▶ _The records_:
::::::::::

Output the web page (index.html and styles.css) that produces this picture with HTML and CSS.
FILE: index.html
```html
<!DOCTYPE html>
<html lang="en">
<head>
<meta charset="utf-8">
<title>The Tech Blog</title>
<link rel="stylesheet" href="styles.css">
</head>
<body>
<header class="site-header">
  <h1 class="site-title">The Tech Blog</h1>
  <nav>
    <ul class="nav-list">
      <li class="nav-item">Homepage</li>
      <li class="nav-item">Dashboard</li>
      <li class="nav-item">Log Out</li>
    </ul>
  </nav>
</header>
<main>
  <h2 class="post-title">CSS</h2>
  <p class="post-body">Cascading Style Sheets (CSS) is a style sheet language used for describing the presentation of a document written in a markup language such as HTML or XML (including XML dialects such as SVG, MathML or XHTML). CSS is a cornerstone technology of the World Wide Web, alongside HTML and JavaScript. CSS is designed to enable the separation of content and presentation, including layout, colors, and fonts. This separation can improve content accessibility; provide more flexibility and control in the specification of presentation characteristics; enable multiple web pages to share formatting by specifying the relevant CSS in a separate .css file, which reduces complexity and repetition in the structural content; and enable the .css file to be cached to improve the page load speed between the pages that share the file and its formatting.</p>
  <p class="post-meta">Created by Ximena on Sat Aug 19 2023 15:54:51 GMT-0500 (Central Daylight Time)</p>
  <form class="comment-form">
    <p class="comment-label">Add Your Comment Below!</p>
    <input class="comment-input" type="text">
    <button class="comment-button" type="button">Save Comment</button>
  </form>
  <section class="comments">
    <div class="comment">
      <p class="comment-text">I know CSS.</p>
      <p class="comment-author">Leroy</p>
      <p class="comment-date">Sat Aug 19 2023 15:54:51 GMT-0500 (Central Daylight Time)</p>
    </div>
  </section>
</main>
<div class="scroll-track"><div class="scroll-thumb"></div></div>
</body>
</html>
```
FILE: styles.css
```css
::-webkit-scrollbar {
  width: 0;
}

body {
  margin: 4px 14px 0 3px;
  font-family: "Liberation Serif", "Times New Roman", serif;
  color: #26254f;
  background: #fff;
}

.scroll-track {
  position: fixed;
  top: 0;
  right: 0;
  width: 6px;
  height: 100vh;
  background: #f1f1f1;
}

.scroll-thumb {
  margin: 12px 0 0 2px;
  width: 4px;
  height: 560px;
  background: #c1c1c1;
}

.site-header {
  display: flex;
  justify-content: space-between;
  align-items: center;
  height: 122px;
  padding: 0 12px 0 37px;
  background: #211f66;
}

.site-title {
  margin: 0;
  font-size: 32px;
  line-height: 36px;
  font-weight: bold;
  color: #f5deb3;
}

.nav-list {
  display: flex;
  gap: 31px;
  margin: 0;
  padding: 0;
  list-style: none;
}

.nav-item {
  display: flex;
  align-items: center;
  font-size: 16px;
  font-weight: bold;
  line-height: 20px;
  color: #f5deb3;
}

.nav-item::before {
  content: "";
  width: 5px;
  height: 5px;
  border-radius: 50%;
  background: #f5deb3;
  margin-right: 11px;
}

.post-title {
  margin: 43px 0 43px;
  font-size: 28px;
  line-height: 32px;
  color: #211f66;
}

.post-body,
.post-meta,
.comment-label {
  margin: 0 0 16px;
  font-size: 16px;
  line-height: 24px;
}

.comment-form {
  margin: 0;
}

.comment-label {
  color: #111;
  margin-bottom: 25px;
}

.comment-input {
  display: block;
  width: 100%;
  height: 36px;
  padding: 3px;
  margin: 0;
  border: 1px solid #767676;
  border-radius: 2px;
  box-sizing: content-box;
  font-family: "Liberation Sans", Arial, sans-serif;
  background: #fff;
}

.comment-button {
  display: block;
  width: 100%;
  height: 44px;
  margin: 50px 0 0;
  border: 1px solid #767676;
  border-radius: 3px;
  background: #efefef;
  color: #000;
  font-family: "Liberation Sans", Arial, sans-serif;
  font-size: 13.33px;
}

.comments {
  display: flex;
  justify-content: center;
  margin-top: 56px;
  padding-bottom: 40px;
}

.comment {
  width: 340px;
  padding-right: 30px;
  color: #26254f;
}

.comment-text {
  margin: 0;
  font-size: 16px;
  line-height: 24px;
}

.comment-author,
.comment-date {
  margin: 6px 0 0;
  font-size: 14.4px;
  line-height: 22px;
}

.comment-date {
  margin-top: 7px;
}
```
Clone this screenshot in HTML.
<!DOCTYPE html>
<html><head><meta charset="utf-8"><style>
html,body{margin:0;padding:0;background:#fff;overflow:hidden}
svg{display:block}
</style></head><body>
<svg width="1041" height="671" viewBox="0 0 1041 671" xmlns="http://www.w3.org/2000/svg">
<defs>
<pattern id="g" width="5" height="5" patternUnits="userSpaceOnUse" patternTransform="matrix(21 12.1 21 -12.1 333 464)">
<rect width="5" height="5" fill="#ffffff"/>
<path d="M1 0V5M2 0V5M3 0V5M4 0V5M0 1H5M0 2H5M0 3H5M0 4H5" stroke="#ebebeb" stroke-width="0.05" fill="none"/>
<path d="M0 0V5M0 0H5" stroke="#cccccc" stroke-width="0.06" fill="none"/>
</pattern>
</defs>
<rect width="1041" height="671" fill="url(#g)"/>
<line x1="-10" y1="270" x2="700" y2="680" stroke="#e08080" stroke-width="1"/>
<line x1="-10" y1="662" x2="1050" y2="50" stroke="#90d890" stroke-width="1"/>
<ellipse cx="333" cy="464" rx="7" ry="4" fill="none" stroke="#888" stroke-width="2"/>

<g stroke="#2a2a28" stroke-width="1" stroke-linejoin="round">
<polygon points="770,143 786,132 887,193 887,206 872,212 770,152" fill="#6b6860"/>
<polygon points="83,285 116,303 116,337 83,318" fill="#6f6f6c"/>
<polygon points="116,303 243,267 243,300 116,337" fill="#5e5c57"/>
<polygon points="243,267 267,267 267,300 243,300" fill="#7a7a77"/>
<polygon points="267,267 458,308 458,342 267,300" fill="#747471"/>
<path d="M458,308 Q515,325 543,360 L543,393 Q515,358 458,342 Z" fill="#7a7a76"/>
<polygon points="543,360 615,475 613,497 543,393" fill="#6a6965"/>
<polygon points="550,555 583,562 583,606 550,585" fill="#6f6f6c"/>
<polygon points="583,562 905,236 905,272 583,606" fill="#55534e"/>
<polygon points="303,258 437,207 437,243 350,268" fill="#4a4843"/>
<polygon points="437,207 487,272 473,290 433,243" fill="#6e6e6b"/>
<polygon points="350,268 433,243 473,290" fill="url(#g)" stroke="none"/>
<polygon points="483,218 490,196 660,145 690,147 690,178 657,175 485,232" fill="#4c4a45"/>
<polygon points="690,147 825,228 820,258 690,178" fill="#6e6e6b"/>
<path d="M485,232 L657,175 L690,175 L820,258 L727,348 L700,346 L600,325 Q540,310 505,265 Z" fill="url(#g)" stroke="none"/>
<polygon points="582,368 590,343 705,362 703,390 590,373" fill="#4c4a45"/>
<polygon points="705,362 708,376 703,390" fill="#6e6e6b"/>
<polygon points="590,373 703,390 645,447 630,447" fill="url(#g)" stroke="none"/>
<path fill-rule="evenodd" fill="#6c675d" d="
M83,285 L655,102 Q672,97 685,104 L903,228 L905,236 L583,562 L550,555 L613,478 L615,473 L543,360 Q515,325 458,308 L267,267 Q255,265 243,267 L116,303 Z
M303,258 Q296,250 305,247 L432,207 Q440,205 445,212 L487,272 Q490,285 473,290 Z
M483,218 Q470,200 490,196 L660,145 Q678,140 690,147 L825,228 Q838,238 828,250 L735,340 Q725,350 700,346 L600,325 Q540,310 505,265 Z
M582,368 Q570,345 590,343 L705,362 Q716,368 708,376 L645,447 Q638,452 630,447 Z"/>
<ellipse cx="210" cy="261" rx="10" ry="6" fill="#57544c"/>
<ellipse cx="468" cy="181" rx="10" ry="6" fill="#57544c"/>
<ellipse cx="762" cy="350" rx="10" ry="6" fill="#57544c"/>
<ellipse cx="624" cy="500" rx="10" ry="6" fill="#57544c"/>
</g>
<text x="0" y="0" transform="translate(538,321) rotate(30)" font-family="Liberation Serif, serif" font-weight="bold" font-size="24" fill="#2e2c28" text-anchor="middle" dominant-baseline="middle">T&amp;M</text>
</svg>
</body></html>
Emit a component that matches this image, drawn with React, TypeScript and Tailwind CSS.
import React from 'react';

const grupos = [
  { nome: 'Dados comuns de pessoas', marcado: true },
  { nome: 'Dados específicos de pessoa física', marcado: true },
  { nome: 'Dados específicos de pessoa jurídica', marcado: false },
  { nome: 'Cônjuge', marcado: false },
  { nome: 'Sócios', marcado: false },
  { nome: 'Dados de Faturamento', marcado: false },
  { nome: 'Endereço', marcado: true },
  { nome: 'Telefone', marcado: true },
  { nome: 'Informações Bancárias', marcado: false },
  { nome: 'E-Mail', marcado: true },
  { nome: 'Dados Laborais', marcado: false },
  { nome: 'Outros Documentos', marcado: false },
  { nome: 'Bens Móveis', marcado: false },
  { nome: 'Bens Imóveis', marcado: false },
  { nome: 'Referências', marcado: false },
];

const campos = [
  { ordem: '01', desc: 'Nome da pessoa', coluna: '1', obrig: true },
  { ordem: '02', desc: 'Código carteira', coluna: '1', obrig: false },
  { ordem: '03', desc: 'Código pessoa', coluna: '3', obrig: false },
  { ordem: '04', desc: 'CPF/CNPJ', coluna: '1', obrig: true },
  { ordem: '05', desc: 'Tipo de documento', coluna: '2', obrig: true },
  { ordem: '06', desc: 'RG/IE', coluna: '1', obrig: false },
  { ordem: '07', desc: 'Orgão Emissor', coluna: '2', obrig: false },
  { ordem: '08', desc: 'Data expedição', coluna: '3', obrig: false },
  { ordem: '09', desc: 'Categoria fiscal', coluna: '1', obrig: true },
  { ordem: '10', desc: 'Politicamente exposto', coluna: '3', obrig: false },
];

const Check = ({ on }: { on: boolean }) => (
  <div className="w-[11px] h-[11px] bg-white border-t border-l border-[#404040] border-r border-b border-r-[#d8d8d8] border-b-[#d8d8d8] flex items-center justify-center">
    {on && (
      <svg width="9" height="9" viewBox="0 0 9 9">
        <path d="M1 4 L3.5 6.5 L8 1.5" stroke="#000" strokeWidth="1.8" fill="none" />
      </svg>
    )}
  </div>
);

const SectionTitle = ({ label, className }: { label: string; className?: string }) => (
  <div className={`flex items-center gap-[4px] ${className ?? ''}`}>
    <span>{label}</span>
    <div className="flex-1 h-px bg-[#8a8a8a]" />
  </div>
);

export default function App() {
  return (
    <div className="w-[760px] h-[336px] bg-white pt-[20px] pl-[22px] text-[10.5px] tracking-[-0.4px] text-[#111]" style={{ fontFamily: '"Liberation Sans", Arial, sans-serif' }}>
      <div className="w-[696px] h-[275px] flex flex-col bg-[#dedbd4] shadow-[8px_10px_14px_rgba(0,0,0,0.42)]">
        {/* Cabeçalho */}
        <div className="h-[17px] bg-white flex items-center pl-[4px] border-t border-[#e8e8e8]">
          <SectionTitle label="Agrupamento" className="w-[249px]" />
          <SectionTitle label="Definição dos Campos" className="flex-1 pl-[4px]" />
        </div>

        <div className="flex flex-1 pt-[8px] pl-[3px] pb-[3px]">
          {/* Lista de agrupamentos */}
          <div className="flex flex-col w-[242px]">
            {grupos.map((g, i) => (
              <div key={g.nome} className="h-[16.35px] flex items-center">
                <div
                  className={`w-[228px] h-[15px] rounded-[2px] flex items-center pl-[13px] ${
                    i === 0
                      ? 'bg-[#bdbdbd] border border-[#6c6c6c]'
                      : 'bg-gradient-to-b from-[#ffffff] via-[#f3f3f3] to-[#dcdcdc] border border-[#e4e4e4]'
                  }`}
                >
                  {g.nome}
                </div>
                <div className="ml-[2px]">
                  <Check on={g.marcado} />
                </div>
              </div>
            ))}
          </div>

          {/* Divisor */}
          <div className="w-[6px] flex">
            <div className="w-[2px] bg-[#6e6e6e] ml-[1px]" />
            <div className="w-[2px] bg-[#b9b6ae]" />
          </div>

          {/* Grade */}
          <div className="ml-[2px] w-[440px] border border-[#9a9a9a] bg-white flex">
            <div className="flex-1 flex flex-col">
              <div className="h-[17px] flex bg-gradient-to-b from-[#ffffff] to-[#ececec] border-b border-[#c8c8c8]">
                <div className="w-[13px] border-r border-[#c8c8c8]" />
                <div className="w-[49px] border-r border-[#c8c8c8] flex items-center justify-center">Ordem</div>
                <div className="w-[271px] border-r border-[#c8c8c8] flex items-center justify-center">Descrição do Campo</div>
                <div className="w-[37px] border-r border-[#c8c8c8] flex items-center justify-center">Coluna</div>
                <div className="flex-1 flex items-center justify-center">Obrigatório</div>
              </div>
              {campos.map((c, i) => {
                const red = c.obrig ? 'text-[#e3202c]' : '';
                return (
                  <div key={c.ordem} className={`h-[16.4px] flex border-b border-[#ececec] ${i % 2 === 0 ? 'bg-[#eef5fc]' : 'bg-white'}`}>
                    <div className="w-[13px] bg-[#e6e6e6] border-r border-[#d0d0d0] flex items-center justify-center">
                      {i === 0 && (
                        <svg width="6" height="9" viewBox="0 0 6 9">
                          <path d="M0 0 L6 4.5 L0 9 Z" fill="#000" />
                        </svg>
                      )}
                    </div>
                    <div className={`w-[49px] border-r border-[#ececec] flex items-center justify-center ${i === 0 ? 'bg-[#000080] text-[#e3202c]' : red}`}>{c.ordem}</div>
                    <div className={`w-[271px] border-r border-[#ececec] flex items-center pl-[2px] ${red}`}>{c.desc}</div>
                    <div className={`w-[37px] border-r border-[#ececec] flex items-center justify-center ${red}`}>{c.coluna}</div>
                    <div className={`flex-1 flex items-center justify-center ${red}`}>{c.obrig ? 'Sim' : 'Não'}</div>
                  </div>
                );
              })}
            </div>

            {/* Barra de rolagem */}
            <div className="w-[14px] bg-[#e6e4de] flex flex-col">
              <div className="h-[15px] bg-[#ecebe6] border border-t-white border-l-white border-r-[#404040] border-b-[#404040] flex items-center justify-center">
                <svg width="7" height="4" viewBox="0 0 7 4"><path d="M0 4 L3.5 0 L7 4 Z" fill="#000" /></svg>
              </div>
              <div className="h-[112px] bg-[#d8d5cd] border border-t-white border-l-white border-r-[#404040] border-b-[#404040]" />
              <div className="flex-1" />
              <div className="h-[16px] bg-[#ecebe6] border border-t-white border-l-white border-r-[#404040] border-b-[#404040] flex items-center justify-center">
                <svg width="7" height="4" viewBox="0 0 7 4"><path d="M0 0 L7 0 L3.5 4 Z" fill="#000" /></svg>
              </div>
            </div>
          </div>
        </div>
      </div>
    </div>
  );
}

::::::::::

▶ _What you have to do_:
State the count of lines in the data holding the word "React", adding nothing to it.

▶ _Solution to the exercise_:
2